• The task: Give the listing again character for character, but drop the images.

• Supplied data:
━━━━━━━━━━━━━━━━━━━━
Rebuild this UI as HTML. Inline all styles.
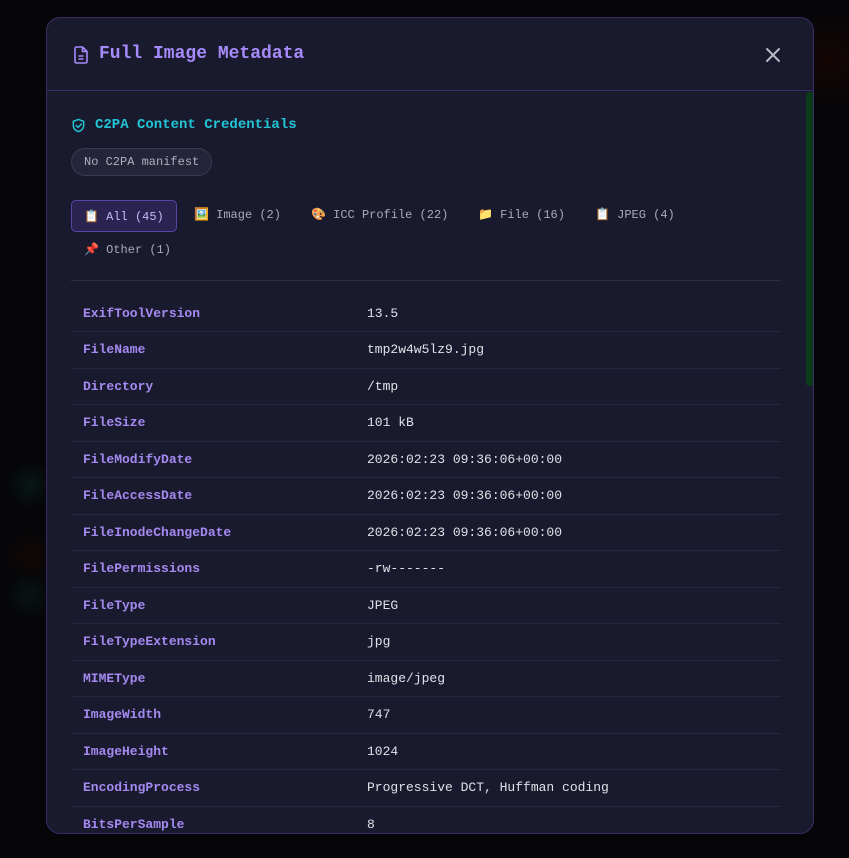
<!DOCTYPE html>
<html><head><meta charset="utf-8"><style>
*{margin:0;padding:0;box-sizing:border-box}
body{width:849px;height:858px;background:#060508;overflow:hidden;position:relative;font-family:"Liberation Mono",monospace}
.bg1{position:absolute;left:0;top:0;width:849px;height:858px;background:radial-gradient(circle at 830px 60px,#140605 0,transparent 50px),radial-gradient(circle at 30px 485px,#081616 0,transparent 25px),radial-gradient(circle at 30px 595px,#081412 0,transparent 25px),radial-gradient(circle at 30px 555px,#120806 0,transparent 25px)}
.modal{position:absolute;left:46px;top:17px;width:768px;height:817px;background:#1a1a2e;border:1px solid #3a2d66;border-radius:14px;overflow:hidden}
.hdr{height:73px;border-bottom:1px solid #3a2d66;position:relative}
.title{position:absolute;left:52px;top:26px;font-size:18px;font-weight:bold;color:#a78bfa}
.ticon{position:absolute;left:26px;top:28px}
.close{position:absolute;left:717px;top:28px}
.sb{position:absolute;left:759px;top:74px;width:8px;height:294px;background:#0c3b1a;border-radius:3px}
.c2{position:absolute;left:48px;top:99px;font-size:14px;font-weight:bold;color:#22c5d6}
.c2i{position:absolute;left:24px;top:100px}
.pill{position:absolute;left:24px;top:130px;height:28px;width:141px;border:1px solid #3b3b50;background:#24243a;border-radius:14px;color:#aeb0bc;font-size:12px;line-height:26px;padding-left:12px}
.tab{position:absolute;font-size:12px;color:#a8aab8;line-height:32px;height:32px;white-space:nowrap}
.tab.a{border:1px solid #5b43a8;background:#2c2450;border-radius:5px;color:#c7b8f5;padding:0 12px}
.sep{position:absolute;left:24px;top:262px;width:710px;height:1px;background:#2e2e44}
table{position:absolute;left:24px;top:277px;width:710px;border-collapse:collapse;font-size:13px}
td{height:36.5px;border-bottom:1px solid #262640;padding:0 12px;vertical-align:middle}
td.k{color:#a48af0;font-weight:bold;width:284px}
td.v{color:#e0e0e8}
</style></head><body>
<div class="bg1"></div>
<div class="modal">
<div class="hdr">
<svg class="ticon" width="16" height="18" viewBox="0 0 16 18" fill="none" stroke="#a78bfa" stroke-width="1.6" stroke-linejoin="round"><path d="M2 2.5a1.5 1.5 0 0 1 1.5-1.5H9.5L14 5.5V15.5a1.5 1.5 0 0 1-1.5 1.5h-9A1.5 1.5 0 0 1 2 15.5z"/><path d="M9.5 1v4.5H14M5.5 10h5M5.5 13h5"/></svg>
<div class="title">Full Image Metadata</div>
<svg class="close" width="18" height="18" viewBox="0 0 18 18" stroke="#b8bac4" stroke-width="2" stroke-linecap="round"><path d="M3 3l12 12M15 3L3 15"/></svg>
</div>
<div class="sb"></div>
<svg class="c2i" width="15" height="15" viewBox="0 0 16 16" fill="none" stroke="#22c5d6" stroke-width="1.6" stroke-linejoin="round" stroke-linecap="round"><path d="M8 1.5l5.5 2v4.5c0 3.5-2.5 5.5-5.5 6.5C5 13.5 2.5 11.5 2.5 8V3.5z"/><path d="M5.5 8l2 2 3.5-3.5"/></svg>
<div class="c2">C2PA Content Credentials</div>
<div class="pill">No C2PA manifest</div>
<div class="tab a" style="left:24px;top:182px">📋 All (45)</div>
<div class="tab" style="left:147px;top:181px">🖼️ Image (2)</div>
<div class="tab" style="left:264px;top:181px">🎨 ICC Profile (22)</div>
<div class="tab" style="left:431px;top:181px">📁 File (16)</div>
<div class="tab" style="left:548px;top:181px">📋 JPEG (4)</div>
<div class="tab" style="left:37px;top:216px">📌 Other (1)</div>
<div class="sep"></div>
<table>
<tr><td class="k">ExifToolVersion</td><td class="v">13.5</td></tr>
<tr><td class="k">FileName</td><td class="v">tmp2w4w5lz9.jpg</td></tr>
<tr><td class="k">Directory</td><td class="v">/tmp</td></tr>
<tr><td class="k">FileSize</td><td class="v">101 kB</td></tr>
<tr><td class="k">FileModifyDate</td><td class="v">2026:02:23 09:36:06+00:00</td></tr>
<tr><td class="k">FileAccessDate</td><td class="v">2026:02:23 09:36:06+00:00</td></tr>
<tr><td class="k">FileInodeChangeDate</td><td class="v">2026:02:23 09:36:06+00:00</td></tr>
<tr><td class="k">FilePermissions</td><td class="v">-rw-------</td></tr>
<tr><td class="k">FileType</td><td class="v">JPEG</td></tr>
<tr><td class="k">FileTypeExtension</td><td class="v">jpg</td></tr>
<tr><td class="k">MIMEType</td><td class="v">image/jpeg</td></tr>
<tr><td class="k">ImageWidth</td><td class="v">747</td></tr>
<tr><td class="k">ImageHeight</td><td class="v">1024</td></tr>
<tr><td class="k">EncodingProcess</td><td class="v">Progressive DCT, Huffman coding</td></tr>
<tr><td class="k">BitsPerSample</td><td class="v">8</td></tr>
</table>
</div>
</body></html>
━━━━━━━━━━━━━━━━━━━━
• Output for this exercise:
Rebuild this UI as HTML. Inline all styles.
<!DOCTYPE html>
<html><head><meta charset="utf-8"><style>
*{margin:0;padding:0;box-sizing:border-box}
body{width:849px;height:858px;background:#060508;overflow:hidden;position:relative;font-family:"Liberation Mono",monospace}
.bg1{position:absolute;left:0;top:0;width:849px;height:858px;background:radial-gradient(circle at 830px 60px,#140605 0,transparent 50px),radial-gradient(circle at 30px 485px,#081616 0,transparent 25px),radial-gradient(circle at 30px 595px,#081412 0,transparent 25px),radial-gradient(circle at 30px 555px,#120806 0,transparent 25px)}
.modal{position:absolute;left:46px;top:17px;width:768px;height:817px;background:#1a1a2e;border:1px solid #3a2d66;border-radius:14px;overflow:hidden}
.hdr{height:73px;border-bottom:1px solid #3a2d66;position:relative}
.title{position:absolute;left:52px;top:26px;font-size:18px;font-weight:bold;color:#a78bfa}
.ticon{position:absolute;left:26px;top:28px}
.close{position:absolute;left:717px;top:28px}
.sb{position:absolute;left:759px;top:74px;width:8px;height:294px;background:#0c3b1a;border-radius:3px}
.c2{position:absolute;left:48px;top:99px;font-size:14px;font-weight:bold;color:#22c5d6}
.c2i{position:absolute;left:24px;top:100px}
.pill{position:absolute;left:24px;top:130px;height:28px;width:141px;border:1px solid #3b3b50;background:#24243a;border-radius:14px;color:#aeb0bc;font-size:12px;line-height:26px;padding-left:12px}
.tab{position:absolute;font-size:12px;color:#a8aab8;line-height:32px;height:32px;white-space:nowrap}
.tab.a{border:1px solid #5b43a8;background:#2c2450;border-radius:5px;color:#c7b8f5;padding:0 12px}
.sep{position:absolute;left:24px;top:262px;width:710px;height:1px;background:#2e2e44}
table{position:absolute;left:24px;top:277px;width:710px;border-collapse:collapse;font-size:13px}
td{height:36.5px;border-bottom:1px solid #262640;padding:0 12px;vertical-align:middle}
td.k{color:#a48af0;font-weight:bold;width:284px}
td.v{color:#e0e0e8}
</style></head><body>
<div class="bg1"></div>
<div class="modal">
<div class="hdr">
<svg class="ticon" width="16" height="18" viewBox="0 0 16 18" fill="none" stroke="#a78bfa" stroke-width="1.6" stroke-linejoin="round"><path d="M2 2.5a1.5 1.5 0 0 1 1.5-1.5H9.5L14 5.5V15.5a1.5 1.5 0 0 1-1.5 1.5h-9A1.5 1.5 0 0 1 2 15.5z"/><path d="M9.5 1v4.5H14M5.5 10h5M5.5 13h5"/></svg>
<div class="title">Full Image Metadata</div>
<svg class="close" width="18" height="18" viewBox="0 0 18 18" stroke="#b8bac4" stroke-width="2" stroke-linecap="round"><path d="M3 3l12 12M15 3L3 15"/></svg>
</div>
<div class="sb"></div>
<svg class="c2i" width="15" height="15" viewBox="0 0 16 16" fill="none" stroke="#22c5d6" stroke-width="1.6" stroke-linejoin="round" stroke-linecap="round"><path d="M8 1.5l5.5 2v4.5c0 3.5-2.5 5.5-5.5 6.5C5 13.5 2.5 11.5 2.5 8V3.5z"/><path d="M5.5 8l2 2 3.5-3.5"/></svg>
<div class="c2">C2PA Content Credentials</div>
<div class="pill">No C2PA manifest</div>
<div class="tab a" style="left:24px;top:182px">📋 All (45)</div>
<div class="tab" style="left:147px;top:181px">🖼️ Image (2)</div>
<div class="tab" style="left:264px;top:181px">🎨 ICC Profile (22)</div>
<div class="tab" style="left:431px;top:181px">📁 File (16)</div>
<div class="tab" style="left:548px;top:181px">📋 JPEG (4)</div>
<div class="tab" style="left:37px;top:216px">📌 Other (1)</div>
<div class="sep"></div>
<table>
<tr><td class="k">ExifToolVersion</td><td class="v">13.5</td></tr>
<tr><td class="k">FileName</td><td class="v">tmp2w4w5lz9.jpg</td></tr>
<tr><td class="k">Directory</td><td class="v">/tmp</td></tr>
<tr><td class="k">FileSize</td><td class="v">101 kB</td></tr>
<tr><td class="k">FileModifyDate</td><td class="v">2026:02:23 09:36:06+00:00</td></tr>
<tr><td class="k">FileAccessDate</td><td class="v">2026:02:23 09:36:06+00:00</td></tr>
<tr><td class="k">FileInodeChangeDate</td><td class="v">2026:02:23 09:36:06+00:00</td></tr>
<tr><td class="k">FilePermissions</td><td class="v">-rw-------</td></tr>
<tr><td class="k">FileType</td><td class="v">JPEG</td></tr>
<tr><td class="k">FileTypeExtension</td><td class="v">jpg</td></tr>
<tr><td class="k">MIMEType</td><td class="v">image/jpeg</td></tr>
<tr><td class="k">ImageWidth</td><td class="v">747</td></tr>
<tr><td class="k">ImageHeight</td><td class="v">1024</td></tr>
<tr><td class="k">EncodingProcess</td><td class="v">Progressive DCT, Huffman coding</td></tr>
<tr><td class="k">BitsPerSample</td><td class="v">8</td></tr>
</table>
</div>
</body></html>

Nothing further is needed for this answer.